The Democratic Republic of Congo (DRC) and the Republic of Congo (Congo) have two of the most serious incidents of gender based violence and human rights violations in the world. Both countries are emerging from years of armed conflict which have perpetuated rape and sexual violence as a weapon of war. DRC’s capital city of Kinshasa was dubbed the “capital of rape” by the UN special rapporteur Margot Wallström.

In Congo, a small country with a population of about 3.6 million as opposed to DRC’s 70 million, over 15,000 cases of sexual violence were reported in 2009. In the first six months of 2010, 7,685 cases were reported. More than half of the victims were under 18 years of age. Many cases of sexual violence continue to be reported particularly in post-conflict areas in both countries. In addition, domestic violence, sexual harassment and incest are common.

The DRC and Congo governments have both made various commitments to eliminate gender-based violence including signing on to the UN Convention on the Elimination of Discrimination against Women CEDAW and the special Protocol to the African Charter on Human and Peoples’ Rights on the Rights of Women in Africa. Both governments have also enacted national laws in the form of family and criminal codes and sexual violence acts which provide protection for women and girls against violence.

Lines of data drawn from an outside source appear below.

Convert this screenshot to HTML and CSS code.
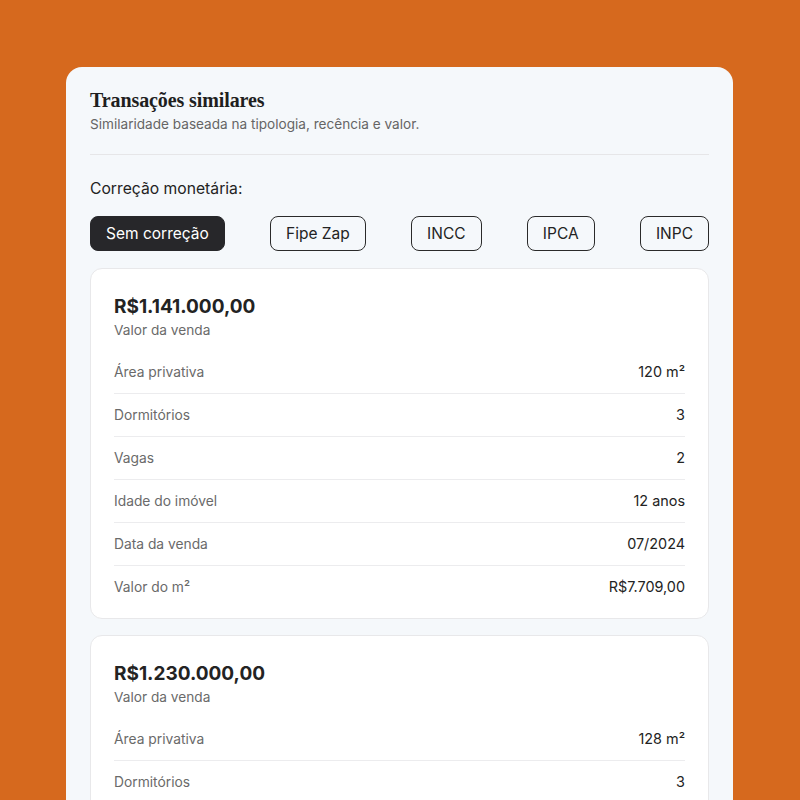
FILE: index.html
```html
<!DOCTYPE html>
<html lang="pt-BR">
<head>
  <meta charset="UTF-8">
  <meta name="viewport" content="width=device-width, initial-scale=1.0">
  <title>Transações similares</title>
  <link rel="stylesheet" href="styles.css">
</head>
<body>
  <div class="panel">
    <h1>Transações similares</h1>
    <p class="subtitle">Similaridade baseada na tipologia, recência e valor.</p>

    <hr class="divider">

    <p class="label">Correção monetária:</p>
    <div class="options">
      <button class="option active">Sem correção</button>
      <button class="option">Fipe Zap</button>
      <button class="option">INCC</button>
      <button class="option">IPCA</button>
      <button class="option">INPC</button>
    </div>

    <div class="cards">
      <div class="card">
        <div class="price">R$1.141.000,00</div>
        <div class="price-label">Valor da venda</div>
        <div class="row"><span>Área privativa</span><span class="value">120 m²</span></div>
        <div class="row"><span>Dormitórios</span><span class="value">3</span></div>
        <div class="row"><span>Vagas</span><span class="value">2</span></div>
        <div class="row"><span>Idade do imóvel</span><span class="value">12 anos</span></div>
        <div class="row"><span>Data da venda</span><span class="value">07/2024</span></div>
        <div class="row"><span>Valor do m²</span><span class="value">R$7.709,00</span></div>
      </div>

      <div class="card">
        <div class="price">R$1.230.000,00</div>
        <div class="price-label">Valor da venda</div>
        <div class="row"><span>Área privativa</span><span class="value">128 m²</span></div>
        <div class="row"><span>Dormitórios</span><span class="value">3</span></div>
      </div>
    </div>
  </div>
</body>
</html>
```

FILE: styles.css
```css
body {
  margin: 0;
  background-color: #d6691e;
  font-family: Inter, 'Noto Sans', sans-serif;
  color: #232323;
  height: 800px;
  overflow: hidden;
}
.panel {
  margin: 67px 67px 0 66px;
  padding: 23px 24px 40px;
  background-color: #f5f8fb;
  border-radius: 16px 16px 0 0;
  min-height: 800px;
}
h1 {
  margin: 0;
  font-family: 'Liberation Serif', 'DejaVu Serif', serif;
  font-size: 20px;
  line-height: 21px;
  font-weight: bold;
  letter-spacing: -0.1px;
  color: #1f1f1f;
}
.subtitle {
  margin: 4px 0 0;
  font-size: 13.6px;
  line-height: 18px;
  color: #656565;
}
.divider {
  border: none;
  border-top: 1px solid #e6e6e8;
  margin: 21px 0 23px;
}
.label {
  margin: 0;
  font-size: 15.7px;
  line-height: 22px;
  color: #232323;
}
.options {
  display: flex;
  justify-content: space-between;
  margin-top: 16px;
}
.option {
  height: 35px;
  padding: 0 15px;
  border: 1px solid #2a2a2a;
  border-radius: 8px;
  background: transparent;
  font-family: inherit;
  font-size: 15.5px;
  color: #232323;
}
.option.active {
  background-color: #27272a;
  border-color: #27272a;
  color: #fff;
}
.cards {
  display: flex;
  flex-direction: column;
  gap: 16px;
  margin-top: 17px;
}
.card {
  background: #fff;
  border: 1px solid #e8e8ea;
  border-radius: 12px;
  padding: 26px 23px 10px;
}
.price {
  font-size: 19px;
  line-height: 24px;
  font-weight: 700;
  color: #232323;
}
.price-label {
  margin-top: 2px;
  font-size: 13.7px;
  line-height: 18px;
  color: #6a6a6a;
  margin-bottom: 12px;
}
.row {
  display: flex;
  justify-content: space-between;
  padding: 11px 0;
  font-size: 13.8px;
  line-height: 20px;
  color: #6a6a6a;
  border-bottom: 1px solid #ececee;
}
.row:last-child {
  border-bottom: none;
}
.value {
  color: #232323;
  font-size: 14.4px;
  font-weight: 400;
}
```
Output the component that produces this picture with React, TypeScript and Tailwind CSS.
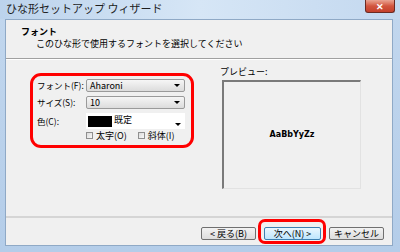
const jp = { fontFamily: '"Noto Sans CJK JP", "Noto Sans", sans-serif' }

function Combo({ value }: { value: string }) {
  return (
    <div className="flex h-[13px] w-[99px] items-center justify-between rounded-[2px] border border-[#9a9a9a] bg-gradient-to-b from-[#f6f6f6] to-[#dcdcdc] pl-[3px] pr-[4px]">
      <span className="text-[9px] leading-none text-black">{value}</span>
      <span className="h-0 w-0 border-x-[3px] border-t-[3px] border-x-transparent border-t-black" />
    </div>
  )
}

function Check({ label }: { label: string }) {
  return (
    <div className="flex items-center gap-[3px]">
      <span className="h-[7px] w-[7px] border border-[#8f8f8f] bg-gradient-to-br from-[#dcdcdc] to-[#f8f8f8]" />
      <span className="whitespace-nowrap text-[9px] leading-none text-black">{label}</span>
    </div>
  )
}

function Btn({ label }: { label: string }) {
  return (
    <div className="flex h-[13px] w-[55px] items-center justify-center rounded-[2px] border border-[#707070] bg-gradient-to-b from-[#f2f2f2] to-[#dddddd] text-[9px] leading-none text-black">
      {label}
    </div>
  )
}

export default function App() {
  return (
    <div className="flex h-[252px] w-[400px] flex-col overflow-hidden bg-gradient-to-b from-[#c2d7ee] to-[#b4cde9]" style={jp}>
      {/* title bar */}
      <div className="flex h-[19px] items-start justify-between bg-gradient-to-r from-[#bcd3ec] via-[#d6e6f6] to-[#c3d8ef]">
        <span className="pl-[6px] pt-[3px] text-[11px] leading-none text-[#1e1e1e]">ひな形セットアップ ウィザード</span>
        <div className="mr-[5px] flex h-[13px] w-[30px] items-center justify-center rounded-b-[3px] border border-t-0 border-[#6b2a22] bg-gradient-to-b from-[#e9a493] via-[#d2553f] to-[#c4402b]">
          <span className="text-[9px] font-bold leading-none text-white">✕</span>
        </div>
      </div>

      {/* client */}
      <div className="ml-[5px] mr-[7px] flex h-[227px] flex-col border border-[#8fa9c6] bg-[#f0f0f0]">
        <div className="flex h-[38px] flex-col pl-[15px] pt-[7px]">
          <span className="text-[9px] font-bold leading-none text-black">フォント</span>
          <span className="pl-[15px] pt-[3px] text-[9px] leading-none text-black">このひな形で使用するフォントを選択してください</span>
        </div>
        <div className="h-px bg-[#a0a0a0]" />
        <div className="h-px bg-white" />

        <div className="flex h-[157px] gap-[26px] pl-[24px] pt-[7px]">
          <div className="mt-[6px] flex h-[75px] w-[164px] flex-col gap-[4px] rounded-[11px] border-[3px] border-[#ff0000] pl-[4px] pt-[3px]">
            <div className="flex items-center">
              <span className="w-[49px] whitespace-nowrap text-[8.5px] leading-none text-black">フォント(F):</span>
              <Combo value="Aharoni" />
            </div>
            <div className="flex items-center">
              <span className="w-[49px] whitespace-nowrap text-[8.5px] leading-none text-black">サイズ(S):</span>
              <Combo value="10" />
            </div>
            <div className="flex items-start">
              <span className="w-[49px] whitespace-nowrap pt-[4px] text-[8.5px] leading-none text-black">色(C):</span>
              <div className="flex flex-col gap-[2px]">
                <div className="flex h-[16px] w-[99px] items-start justify-between bg-white pl-[2px] pr-[4px] pt-[3px]">
                  <div className="flex items-start gap-[2px]">
                    <span className="h-[11px] w-[24px] bg-black" />
                    <span className="-mt-[1px] text-[9px] leading-none text-black">既定</span>
                  </div>
                  <span className="mt-[7px] h-0 w-0 border-x-[3px] border-t-[3px] border-x-transparent border-t-black" />
                </div>
                <div className="flex gap-[11px]">
                  <Check label="太字(O)" />
                  <Check label="斜体(I)" />
                </div>
              </div>
            </div>
          </div>

          <div className="flex flex-col">
            <span className="text-[9px] leading-none text-black">プレビュー:</span>
            <div className="ml-[2px] mt-[4px] flex h-[109px] w-[139px] items-center justify-center border-l-2 border-t-2 border-b border-r border-l-[#7a7a7a] border-t-[#7a7a7a] border-b-[#e2e2e2] border-r-[#e2e2e2] bg-[#f0f0f0]">
              <span className="mt-[1px] text-[8px] font-bold leading-none text-black" style={{ fontFamily: '"DejaVu Sans", sans-serif' }}>AaBbYyZz</span>
            </div>
          </div>
        </div>

        <div className="h-[2px] bg-[#d5d5d5]" />

        <div className="flex h-[27px] items-start justify-end gap-[8px] pr-[8px] pt-[9px]">
          <Btn label="< 戻る(B)" />
          <div className="relative">
            <div className="flex h-[13px] w-[57px] items-center justify-center rounded-[2px] border border-[#3c7fb1] bg-gradient-to-b from-[#eaf6fd] to-[#bee6fd] text-[9px] leading-none text-black">
              次へ(N) &gt;
            </div>
            <div className="absolute -bottom-[4px] -left-[6px] -right-[5px] -top-[8px] rounded-[7px] border-[3px] border-[#ff0000]" />
          </div>
          <Btn label="キャンセル" />
        </div>
      </div>
    </div>
  )
}
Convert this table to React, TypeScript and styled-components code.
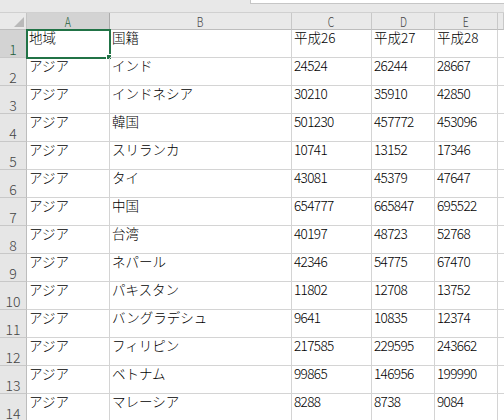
import React from "react";
import styled, { createGlobalStyle, css } from "styled-components";

const Global = createGlobalStyle`
  html, body { margin: 0; padding: 0; background: #ffffff; overflow: hidden; }
  body { width: 504px; height: 420px; }
  * { box-sizing: border-box; }
`;

const FONT = `"Noto Sans CJK JP", "DejaVu Sans", sans-serif`;

const Sheet = styled.div`
  width: 504px;
  height: 420px;
  overflow: hidden;
  display: flex;
  flex-direction: column;
  font-family: ${FONT};
  background: #ffffff;
`;

const TopStrip = styled.div`
  height: 13px;
  flex: none;
  display: flex;
  align-items: flex-start;
  background: #e8e8e8;
  border-bottom: 1px solid #d0d0d0;
`;

const FormulaEdge = styled.div`
  margin-left: 250px;
  flex: 1;
  height: 4px;
  background: #ffffff;
  border-left: 1px solid #c6c6c6;
  border-bottom: 1px solid #c6c6c6;
`;

const Grid = styled.div`
  display: grid;
  grid-template-columns: 27px 83px 182px 80px 63px 63px 1fr;
  grid-template-rows: 17px repeat(14, 28px);
`;

const Corner = styled.div`
  background: #e9e9e9;
  border-right: 1px solid #c4c4c4;
  border-bottom: 1px solid #bdbdbd;
  display: flex;
  justify-content: flex-end;
  align-items: flex-end;
  padding: 0 2px 2px 0;
`;

const Triangle = styled.div`
  width: 0;
  height: 0;
  border-left: 10px solid transparent;
  border-bottom: 10px solid #b9b9b9;
`;

const ColHead = styled.div<{ $sel?: boolean }>`
  background: ${(p) => (p.$sel ? "#d3d3d3" : "#e9e9e9")};
  border-right: 1px solid ${(p) => (p.$sel ? "#ababab" : "#c8c8c8")};
  border-bottom: 1px solid ${(p) => (p.$sel ? "#217346" : "#bdbdbd")};
  color: ${(p) => (p.$sel ? "#1e5e3a" : "#444444")};
  font-size: 13px;
  font-weight: 300;
  line-height: 14px;
  display: flex;
  justify-content: center;
  align-items: center;
  padding-top: 2px;
  overflow: hidden;
`;

const Letter = styled.span`
  display: inline-block;
  transform: scaleX(0.8);
`;

const RowHead = styled.div<{ $sel?: boolean }>`
  background: ${(p) => (p.$sel ? "#d3d3d3" : "#e6e6e6")};
  border-right: 1px solid ${(p) => (p.$sel ? "#217346" : "#bdbdbd")};
  border-bottom: 1px solid #c8c8c8;
  color: ${(p) => (p.$sel ? "#1e5e3a" : "#444444")};
  font-size: 14px;
  font-weight: 300;
  line-height: 14px;
  display: flex;
  justify-content: center;
  align-items: flex-end;
  padding-bottom: 1px;
  overflow: hidden;
`;

const Cell = styled.div<{ $edge?: boolean; $num?: boolean }>`
  position: relative;
  border-right: 1px solid #d4d4d4;
  border-bottom: 1px solid #d4d4d4;
  color: #000000;
  font-size: 13.5px;
  font-weight: 300;
  line-height: 14px;
  padding: 0 0 0 2px;
  white-space: nowrap;
  letter-spacing: ${(p) => (p.$num ? "-0.6px" : "0")};
  ${(p) =>
    p.$edge &&
    css`
      border-right: none;
    `}
`;

const Selection = styled.div`
  position: absolute;
  top: -1px;
  left: -1px;
  right: -2px;
  bottom: -2px;
  border: 2px solid #217346;
  pointer-events: none;
`;

const Handle = styled.div`
  position: absolute;
  right: -3px;
  bottom: -3px;
  width: 6px;
  height: 6px;
  background: #217346;
  border: 1px solid #ffffff;
  pointer-events: none;
`;

const cols = ["A", "B", "C", "D", "E"];

const rows: string[][] = [
  ["地域", "国籍", "平成26", "平成27", "平成28"],
  ["アジア", "インド", "24524", "26244", "28667"],
  ["アジア", "インドネシア", "30210", "35910", "42850"],
  ["アジア", "韓国", "501230", "457772", "453096"],
  ["アジア", "スリランカ", "10741", "13152", "17346"],
  ["アジア", "タイ", "43081", "45379", "47647"],
  ["アジア", "中国", "654777", "665847", "695522"],
  ["アジア", "台湾", "40197", "48723", "52768"],
  ["アジア", "ネパール", "42346", "54775", "67470"],
  ["アジア", "パキスタン", "11802", "12708", "13752"],
  ["アジア", "バングラデシュ", "9641", "10835", "12374"],
  ["アジア", "フィリピン", "217585", "229595", "243662"],
  ["アジア", "ベトナム", "99865", "146956", "199990"],
  ["アジア", "マレーシア", "8288", "8738", "9084"],
];

export default function App() {
  return (
    <>
      <Global />
      <Sheet>
        <TopStrip>
          <FormulaEdge />
        </TopStrip>
        <Grid>
          <Corner>
            <Triangle />
          </Corner>
          {cols.map((c) => (
            <ColHead key={c} $sel={c === "A"}>
              <Letter>{c}</Letter>
            </ColHead>
          ))}
          <ColHead />
          {rows.map((r, i) => (
            <React.Fragment key={i}>
              <RowHead $sel={i === 0}>{i + 1}</RowHead>
              {r.map((v, j) => (
                <Cell key={j} $num={/^\d+$/.test(v)}>
                  {v}
                  {i === 0 && j === 0 && (
                    <>
                      <Selection />
                      <Handle />
                    </>
                  )}
                </Cell>
              ))}
              <Cell $edge />
            </React.Fragment>
          ))}
        </Grid>
      </Sheet>
    </>
  );
}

However, these provisions are often not enforced.

In both countries, APC’s partners have reported that there is growing mobilisation of local women and human rights organisations in coordination with UN and international organisations in the fight to end gender-based violence. However, they identify that reporting and monitoring of violations and tracking and coordination of responses are woefully inadequate in relation to the numbers and seriousness of cases of sexual and domestic violence in both countries.

This project aims to strengthen documentation, reporting and monitoring of domestic and sexual violence (especially rape cases) and responses of law enforcement agencies in the Democratic Republic of Congo and the Republic of Congo. It will do so through building the capacity of local women’s and human rights organisations, using the Ushahidi platform and other ICT tools, to produce evidence that can put pressure on governments to deliver on and increase their commitments to combat and eliminate gender-based violence.

APC in partnership with APC member AZUR Developpement led by Sylvie Niombo will implement this project over a two year period.